Mit diesem Vorsprung im Rücken hatte Nadine Lautenschläger Spielraum, um ihr Team umzustellen und im zweiten Durchgang noch stärker auf den Nachwuchs und auf die JSV-Eigengewächse zu setzen. Gleich im ersten Kampf nach der Pause zahlte sich diese Strategie aus, denn Neuzugang Patrycia Szekely, die 16-jährige Deutsche Vizemeisterin bis 48 Kilogramm, landete bei ihrem Debüt für den JSV, hochgestellt bis 52 Kilogramm, einen spektatulären Sieg gegen Leandra Freitas. Nach einem zweiten klaren Sieg für Barbara Bandel bis 78 Kilogramm war die 15-jährige Jülicher erneut an der Reihe, musste sich aber auch dieses Mal recht schnell gegen Walldorf geschlagen geben. „Wir haben sie heute natürlich ins kalte Wasser geworfen, aber es ist klar, dass wir die jungen Kämpferinnen die Gelegenheit geben müssen, in die Mannschaft reinzuwachsen. Das sieht man ja auch in unserer Männermannschaft. Das zahlt sich dann irgendwann auch aus“, erklärte die JSV-Teamchefin.

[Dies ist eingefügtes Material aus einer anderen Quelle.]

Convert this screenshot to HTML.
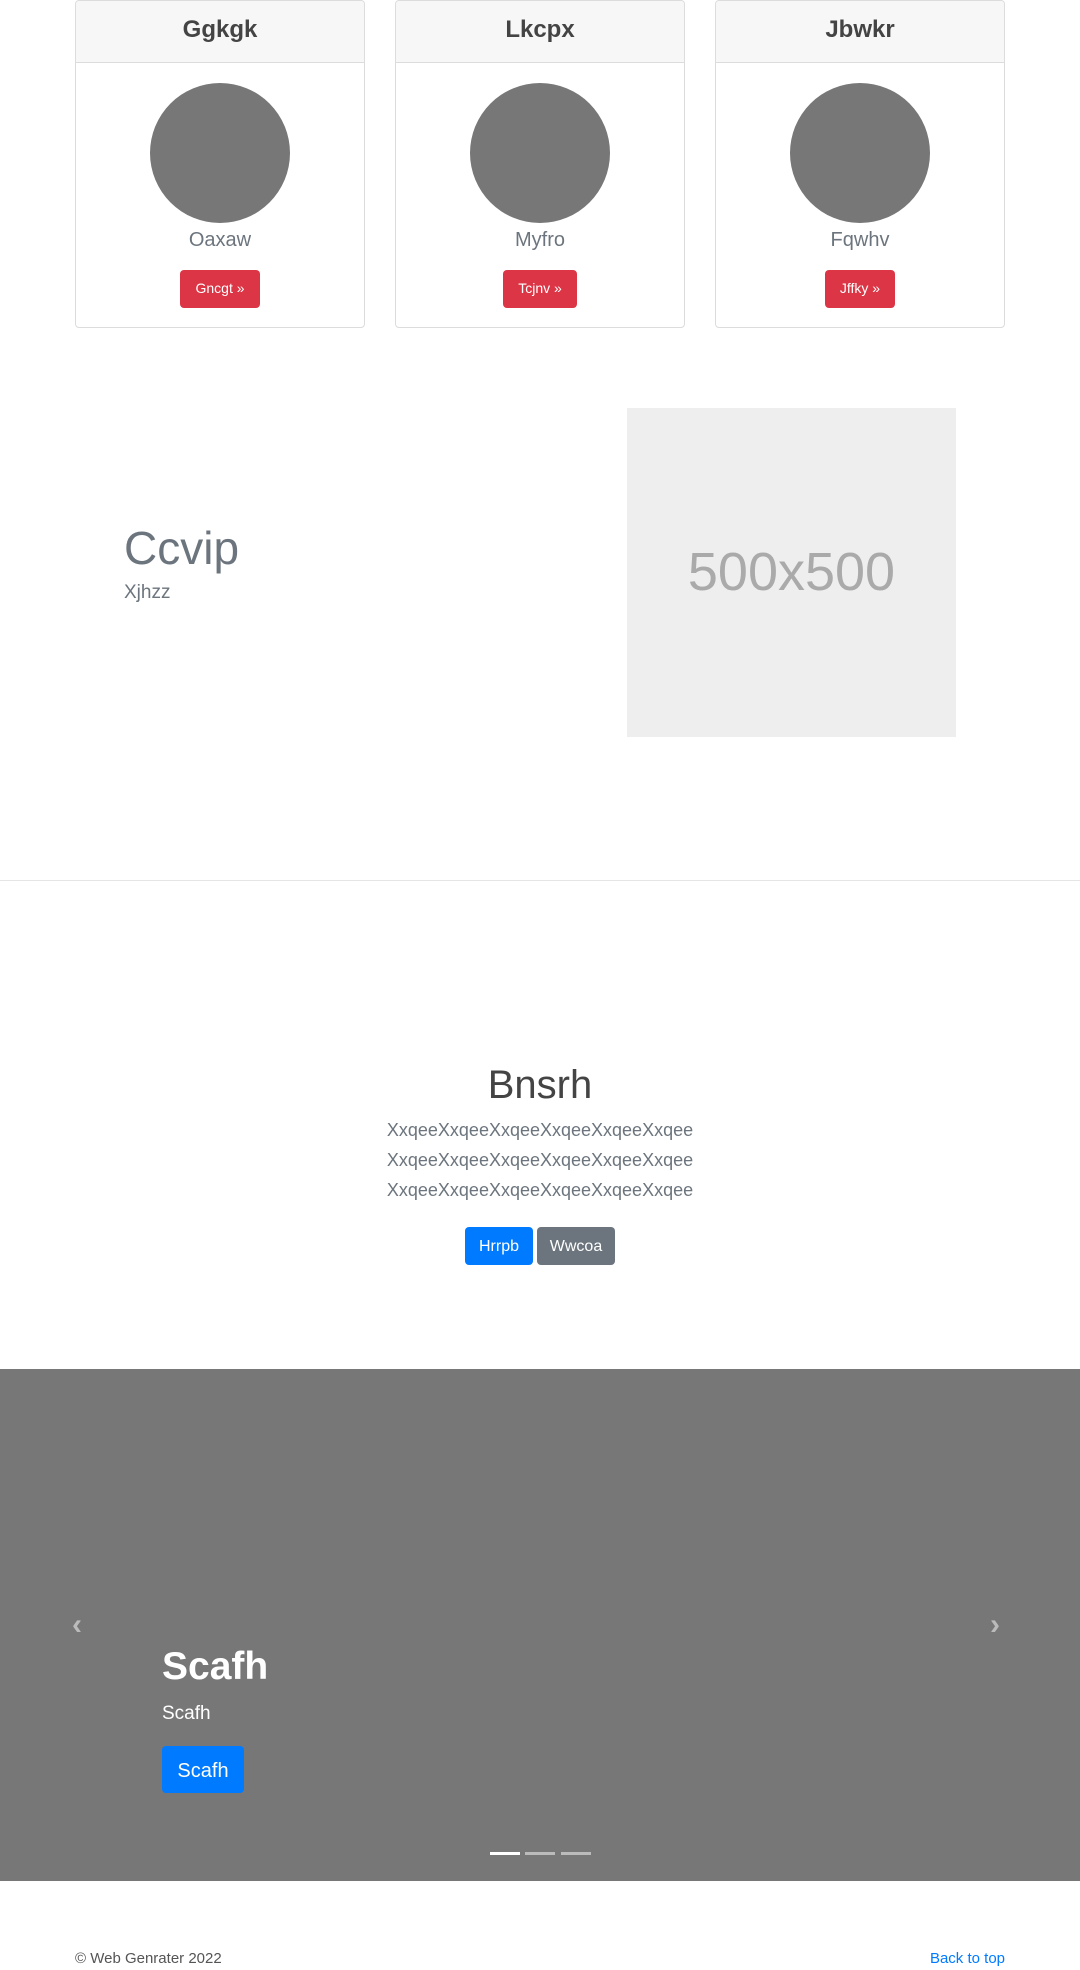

Es sollte der letzte Punkt sein, den der JSV abgibt, denn danach ging es rasant weiter mit Speyerer Siegen: Verena Thumm bezwang ihre Gegnerin nach genau einer Minute, Abigél Joó brachte nur 22 Sekunden und Vanessa Müller etwas über eine halbe Minute, um den Punkt für Speyer einzufahren. Den Schlusspunkt setzte Rebecca Bräuninger, die ihren Kampf gewann, als ihre Gegnerin nach 47 Sekunden verletzt aufgeben musste.

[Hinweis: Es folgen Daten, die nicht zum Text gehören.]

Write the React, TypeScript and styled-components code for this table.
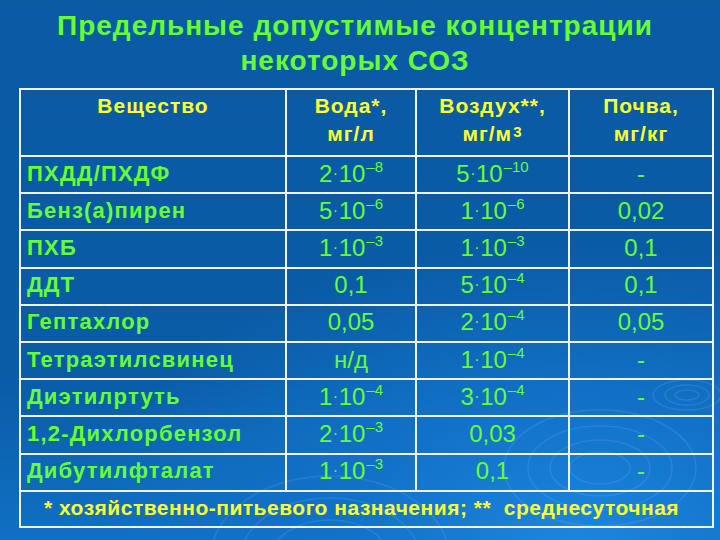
import styled, { createGlobalStyle } from 'styled-components';

const GlobalStyle = createGlobalStyle`
  html, body { margin: 0; padding: 0; }
  body {
    font-family: 'Liberation Sans', Arial, sans-serif;
    background: #0a5ba5;
  }
`;

type Value = { base: string; exp?: string } | string;

interface Row {
  name: string;
  water: Value;
  air: Value;
  soil: Value;
}

const rows: Row[] = [
  { name: 'ПХДД/ПХДФ', water: { base: '2', exp: '–8' }, air: { base: '5', exp: '–10' }, soil: '-' },
  { name: 'Бенз(а)пирен', water: { base: '5', exp: '–6' }, air: { base: '1', exp: '–6' }, soil: '0,02' },
  { name: 'ПХБ', water: { base: '1', exp: '–3' }, air: { base: '1', exp: '–3' }, soil: '0,1' },
  { name: 'ДДТ', water: '0,1', air: { base: '5', exp: '–4' }, soil: '0,1' },
  { name: 'Гептахлор', water: '0,05', air: { base: '2', exp: '–4' }, soil: '0,05' },
  { name: 'Тетраэтилсвинец', water: 'н/д', air: { base: '1', exp: '–4' }, soil: '-' },
  { name: 'Диэтилртуть', water: { base: '1', exp: '–4' }, air: { base: '3', exp: '–4' }, soil: '-' },
  { name: '1,2-Дихлорбензол', water: { base: '2', exp: '–3' }, air: '0,03', soil: '-' },
  { name: 'Дибутилфталат', water: { base: '1', exp: '–3' }, air: '0,1', soil: '-' },
];

const Slide = styled.div`
  position: relative;
  width: 720px;
  height: 540px;
  overflow: hidden;
  box-sizing: border-box;
  padding-top: 8px;
  background:
    radial-gradient(ellipse 70% 55% at 80% 100%, #1b86de 0%, #1272c8 45%, rgba(12, 96, 172, 0) 100%),
    linear-gradient(180deg, #0a5aa4 0%, #0a5ca7 70%, #1070c4 100%);
`;

const Ripples = styled.svg`
  position: absolute;
  left: 0;
  top: 0;
  pointer-events: none;
`;

const Content = styled.div`
  position: relative;
`;

const Title = styled.h1`
  margin: 0;
  padding-right: 10px;
  text-align: center;
  color: #66ff33;
  font-size: 28px;
  font-weight: bold;
  line-height: 35px;
  letter-spacing: 1px;
`;

const Table = styled.table`
  margin: 10px 0 0 19px;
  width: 695px;
  table-layout: fixed;
  border-collapse: collapse;
  border: 2px solid #eef4ff;
`;

const HeadCell = styled.th`
  height: 63px;
  padding: 2px 2px 0;
  vertical-align: top;
  text-align: center;
  color: #ffff33;
  font-size: 21px;
  font-weight: bold;
  line-height: 28px;
  letter-spacing: 1px;
  border: 2px solid #eef4ff;
`;

const Cell = styled.td<{ $name?: boolean }>`
  height: 33.2px;
  padding: 0 0 2px ${p => (p.$name ? '6px' : '0')};
  text-align: ${p => (p.$name ? 'left' : 'center')};
  vertical-align: middle;
  color: #66ff33;
  font-size: ${p => (p.$name ? '22px' : '24px')};
  font-weight: ${p => (p.$name ? 'bold' : 'normal')};
  letter-spacing: ${p => (p.$name ? '1.2px' : '0')};
  white-space: nowrap;
  border: 2px solid #eef4ff;
`;

const Foot = styled.td`
  height: 32px;
  padding: 0 10px 2px 0;
  text-align: center;
  color: #ffff33;
  font-size: 21px;
  font-weight: bold;
  letter-spacing: 0.5px;
  white-space: pre;
  border: 2px solid #eef4ff;
`;

const Dot = styled.span`
  font-size: 16px;
  position: relative;
  top: -3px;
  margin: 0 0.5px;
`;

const Sup = styled.sup`
  font-size: 15px;
  vertical-align: top;
  position: relative;
  top: -2px;
  margin-left: 1px;
`;

function Num({ v }: { v: Value }) {
  if (typeof v === 'string') return <>{v}</>;
  return (
    <>
      {v.base}
      <Dot>·</Dot>10<Sup>{v.exp}</Sup>
    </>
  );
}

export default function App() {
  return (
    <>
      <GlobalStyle />
      <Slide>
        <Ripples width={720} height={540} viewBox="0 0 720 540">
          <g fill="none" stroke="#7fc0ff" strokeOpacity={0.18} strokeWidth={1.5}>
            <ellipse cx={687} cy={395} rx={12} ry={5} />
            <ellipse cx={687} cy={395} rx={22} ry={10} />
            <ellipse cx={687} cy={395} rx={34} ry={15} />
            <ellipse cx={600} cy={468} rx={30} ry={16} />
            <ellipse cx={600} cy={468} rx={50} ry={28} />
            <ellipse cx={600} cy={468} rx={72} ry={42} />
            <ellipse cx={600} cy={468} rx={96} ry={58} />
            <ellipse cx={330} cy={560} rx={60} ry={40} />
            <ellipse cx={330} cy={560} rx={90} ry={62} />
            <ellipse cx={330} cy={560} rx={120} ry={84} />
          </g>
        </Ripples>
        <Content>
          <Title>
            Предельные допустимые концентрации
            <br />
            некоторых СОЗ
          </Title>
          <Table>
            <colgroup>
              <col style={{ width: 266 }} />
              <col style={{ width: 130 }} />
              <col style={{ width: 153 }} />
              <col style={{ width: 144 }} />
            </colgroup>
            <thead>
              <tr>
                <HeadCell>Вещество</HeadCell>
                <HeadCell>
                  Вода*,
                  <br />
                  мг/л
                </HeadCell>
                <HeadCell>
                  Воздух**,
                  <br />
                  мг/м<Sup>3</Sup>
                </HeadCell>
                <HeadCell>
                  Почва,
                  <br />
                  мг/кг
                </HeadCell>
              </tr>
            </thead>
            <tbody>
              {rows.map(r => (
                <tr key={r.name}>
                  <Cell $name>{r.name}</Cell>
                  <Cell><Num v={r.water} /></Cell>
                  <Cell><Num v={r.air} /></Cell>
                  <Cell><Num v={r.soil} /></Cell>
                </tr>
              ))}
              <tr>
                <Foot colSpan={4}>* хозяйственно-питьевого назначения; **  среднесуточная</Foot>
              </tr>
            </tbody>
          </Table>
        </Content>
      </Slide>
    </>
  );
}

Die JSV-Frauen befinden sich nun auf dem zweiten Tabellenplatz hinter der TSG Backnang, dem nächsten Gegner. Saisonziel ist ein Platz unter den ersten drei, der zur Teilnahme an der Endrunde um die Deutsche Meisterschaft berechtigen würde. Für dieses Ziel liegt das Team nach zwei Kampftagen auf Kurs. „In Backnang wird es sehr schwer, auch deshalb, weil bei uns viele fehlen werden. Aber selbst wenn wir dann verlieren, haben es beim folgenden Heimkampf gegen den JC Wiesbaden selbst in der Hand, unseren Platz in der Tabelle zu verteidigen“, blickt Nadine Lautenschläger optimisch den kommenden Aufgaben entgegen.